● **Exercise instructions**: Read the material below and tally how many lines hold the word "code", giving the number and nothing else.

● **Stored data**:
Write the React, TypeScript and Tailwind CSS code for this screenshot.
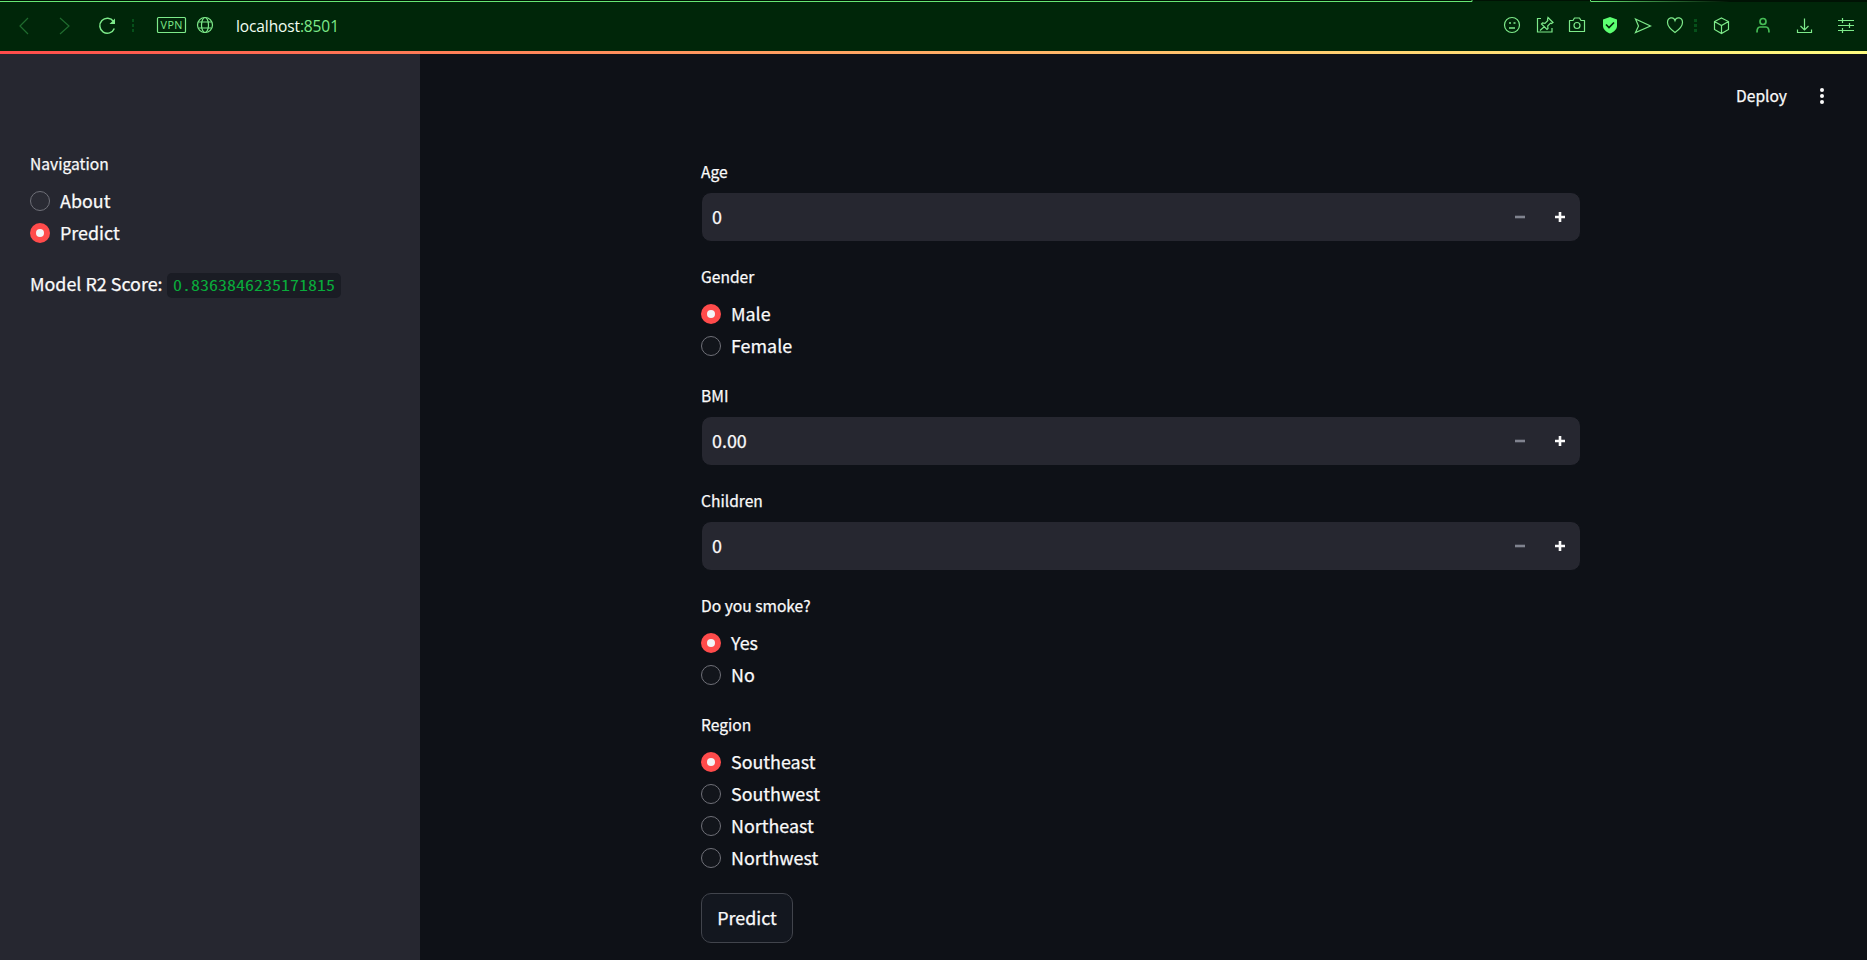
import React from "react";

const SANS = "font-['Noto_Sans_CJK_SC','Noto_Sans',sans-serif]";

function Radio({ label, checked = false }: { label: string; checked?: boolean }) {
  return (
    <div className="flex h-8 items-start gap-[10px] pt-[7px]">
      {checked ? (
        <span className="flex size-5 shrink-0 items-center justify-center rounded-full bg-[#ff4b4b]">
          <span className="size-2 rounded-full bg-[#f4f4f6]" />
        </span>
      ) : (
        <span className="size-5 shrink-0 rounded-full border border-[#6f7078] bg-white/2" />
      )}
      <span className="-mt-px whitespace-nowrap text-[17.9px] leading-5">{label}</span>
    </div>
  );
}

function Label({ children }: { children: React.ReactNode }) {
  return <div className="mb-[5px] h-[30px] whitespace-nowrap text-[15.6px] leading-[28px]">{children}</div>;
}

function RadioGroup({ label, options, value }: { label: string; options: string[]; value: string }) {
  return (
    <div>
      <Label>{label}</Label>
      {options.map((o) => (
        <Radio key={o} label={o} checked={o === value} />
      ))}
    </div>
  );
}

function NumberInput({ label, value }: { label: string; value: string }) {
  return (
    <div>
      <Label>{label}</Label>
      <div className="flex h-[50px] items-center rounded-[10px] border border-[#0e1117] bg-[#262730] pl-[10px]">
        <span className="grow pb-[2px] text-[17.9px] leading-8">{value}</span>
        <svg width="40" height="48" viewBox="0 0 40 48">
          <path d="M15 22.700h10v2.600h-10z" fill="#80838f" />
        </svg>
        <svg width="40" height="48" viewBox="0 0 40 48">
          <path d="M15 22.700h10v2.600h-10zM18.700 19h2.600v10h-2.600z" fill="#fafafa" />
        </svg>
      </div>
    </div>
  );
}

function Toolbar() {
  return (
    <div className="h-[51px] bg-[#002609]">
      <svg width="1867" height="51" viewBox="0 0 1867 51" fill="none" stroke="#7dea8a" strokeWidth="1.2">
        <defs>
          <linearGradient id="tabfade" x1="1590" x2="1730" y1="0" y2="0" gradientUnits="userSpaceOnUse">
            <stop offset="0" stopColor="#66e874" />
            <stop offset="1" stopColor="#001204" />
          </linearGradient>
        </defs>
        <path d="M0 .5H1867" stroke="#001204" strokeWidth="1" />
        <path d="M0 1.500H1472v-1.500M1590.500 0v1.500" stroke="#66e874" strokeWidth="1" />
        <path d="M1591 1h276v1h-276z" fill="url(#tabfade)" stroke="none" />
        <path d="M28 18l-8 8 8 8M60 18l9 8-9 8" stroke="#1f6b2e" />
        <path d="M113.500 21.500A7.500 7.500 0 1 0 114.300 28.500" strokeWidth="1.500" />
        <path d="M115 18.500v5.500h-5.500z" fill="#7dea8a" stroke="none" />
        <path d="M132 19h2v3h-2zM132 24h2v3h-2zM132 29h2v3h-2z" fill="#06501a" stroke="none" />
        <rect x="157.500" y="17.500" width="28" height="15" rx="1" />
        <text x="171.500" y="29.200" fill="#7dea8a" stroke="none" fontSize="10.800" textAnchor="middle" textLength="22" className="font-['Open_Sans',sans-serif]">VPN</text>
        <g>
          <circle cx="205" cy="25" r="7.500" />
          <ellipse cx="205" cy="25" rx="3.500" ry="7.500" />
          <path d="M198.500 22h13M198.500 28h13" />
        </g>
        <text x="236" y="32" fill="#f2fff3" stroke="none" fontSize="15.500" textLength="103" className="font-['Open_Sans',sans-serif]">localhost<tspan fill="#7dea8a">:8501</tspan></text>
        <g>
          <circle cx="1512" cy="25" r="7.500" />
          <path d="M1509 23h2M1513.500 23h2M1509 28h6" strokeWidth="1.400" />
        </g>
        <g>
          <path d="M1541 18.500h-3.500v13.500h14.500v-4" />
          <path d="M1548 17.500l5 5-1.500 1-1-.3-2.800 2.800.3 2.500-1 1-5.500-5.500 1-1 2.500.3 2.800-2.800-.3-1zM1544.500 26.500l-4.500 4" />
        </g>
        <g>
          <path d="M1569.500 20.500h3.500l1.500-2.500h5l1.500 2.500h3.500v11h-15z" strokeLinejoin="round" />
          <circle cx="1577" cy="25.500" r="3" />
        </g>
        <path d="M1610 17l7 2.500v6.500c0 3.500-3.500 6-7 7.500-3.500-1.500-7-4-7-7.500v-6.500z" fill="#5cff72" stroke="none" />
        <path d="M1606 24.500l3 3 5-5" stroke="#002609" strokeWidth="1.700" />
        <path d="M1635.500 19l15 7-15 6.500 3-6.500z" />
        <path d="M1675 32.500c-3.500-2.500-7.500-5.500-7.500-10 0-5 6-6.500 7.500-2 1.500-4.500 7.500-3 7.500 2 0 4.500-4 7.500-7.500 10z" />
        <path d="M1694 19h3v3h-3zM1694 24h3v3h-3zM1694 29h3v3h-3z" fill="#06501a" stroke="none" />
        <path d="M1721.500 18l7 3.500v8l-7 4-7-4v-8zM1714.500 21.500l7 4 7-4M1721.500 25.500v8" />
        <g stroke="#45bd56" strokeWidth="1.700">
          <circle cx="1763" cy="21.500" r="3" />
          <path d="M1757 32.500c0-3 .5-5.500 3-5.500h6c2.500 0 3 2.500 3 5.500" />
        </g>
        <path d="M1804.500 18.500v11M1800.500 26l4 4 4-4M1797.500 29.500v3h14v-3" />
        <path d="M1838 20.500h16M1838 25.500h16M1838 30.500h16M1842.500 18v5M1849.500 23v5M1842.500 28v5" />
      </svg>
    </div>
  );
}

export default function App() {
  return (
    <div className={`flex h-[960px] w-[1867px] flex-col overflow-hidden bg-[#0e1117] font-normal text-[#fafafa] ${SANS}`}>
      <Toolbar />
      <div className="h-[3px] bg-linear-to-r from-[#ff4b4b] to-[#fffd80]" />
      <div className="flex grow [-webkit-text-stroke:0.25px]">
        <aside className="flex w-[420px] flex-col gap-5 bg-[#262730] pt-[95px] pl-[30px]">
          <RadioGroup label="Navigation" options={["About", "Predict"]} value="Predict" />
          <div className="flex h-8 items-center">
            <span className="w-[137px] whitespace-nowrap pb-[2px] text-[17.9px] leading-8">Model R2 Score:</span>
            <code className="mt-[3px] h-[25px] w-[174px] rounded-[5px] bg-[#1a1c24] pl-[6px] font-['Noto_Sans_Mono_CJK_SC','Liberation_Mono',monospace] text-[#09ab3b] [-webkit-text-stroke:0px]">
              <span className="block origin-center scale-y-[0.82] text-[18px] leading-[22px]">0.8363846235171815</span>
            </code>
          </div>
        </aside>
        <main className="flex grow flex-col">
          <header className="flex h-[75px] items-center justify-end gap-[33px] pt-[9px] pr-[43px]">
            <span className="pb-[2px] text-[15.6px] leading-7">Deploy</span>
            <span className="flex flex-col gap-[2px]">
              <i className="size-1 rounded-full bg-[#fafafa]" />
              <i className="size-1 rounded-full bg-[#fafafa]" />
              <i className="size-1 rounded-full bg-[#fafafa]" />
            </span>
          </header>
          <form className="ml-[281px] flex w-[880px] flex-col gap-5 pt-[28px]">
            <NumberInput label="Age" value="0" />
            <RadioGroup label="Gender" options={["Male", "Female"]} value="Male" />
            <NumberInput label="BMI" value="0.00" />
            <NumberInput label="Children" value="0" />
            <RadioGroup label="Do you smoke?" options={["Yes", "No"]} value="Yes" />
            <RadioGroup label="Region" options={["Southeast", "Southwest", "Northeast", "Northwest"]} value="Southeast" />
            <button type="button" className="h-[50px] w-[92px] rounded-[10px] border border-[#41444c] bg-[#13171f] pb-[2px] text-[17.9px] leading-8">
              Predict
            </button>
          </form>
        </main>
      </div>
    </div>
  );
}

● **Exercise result**: 3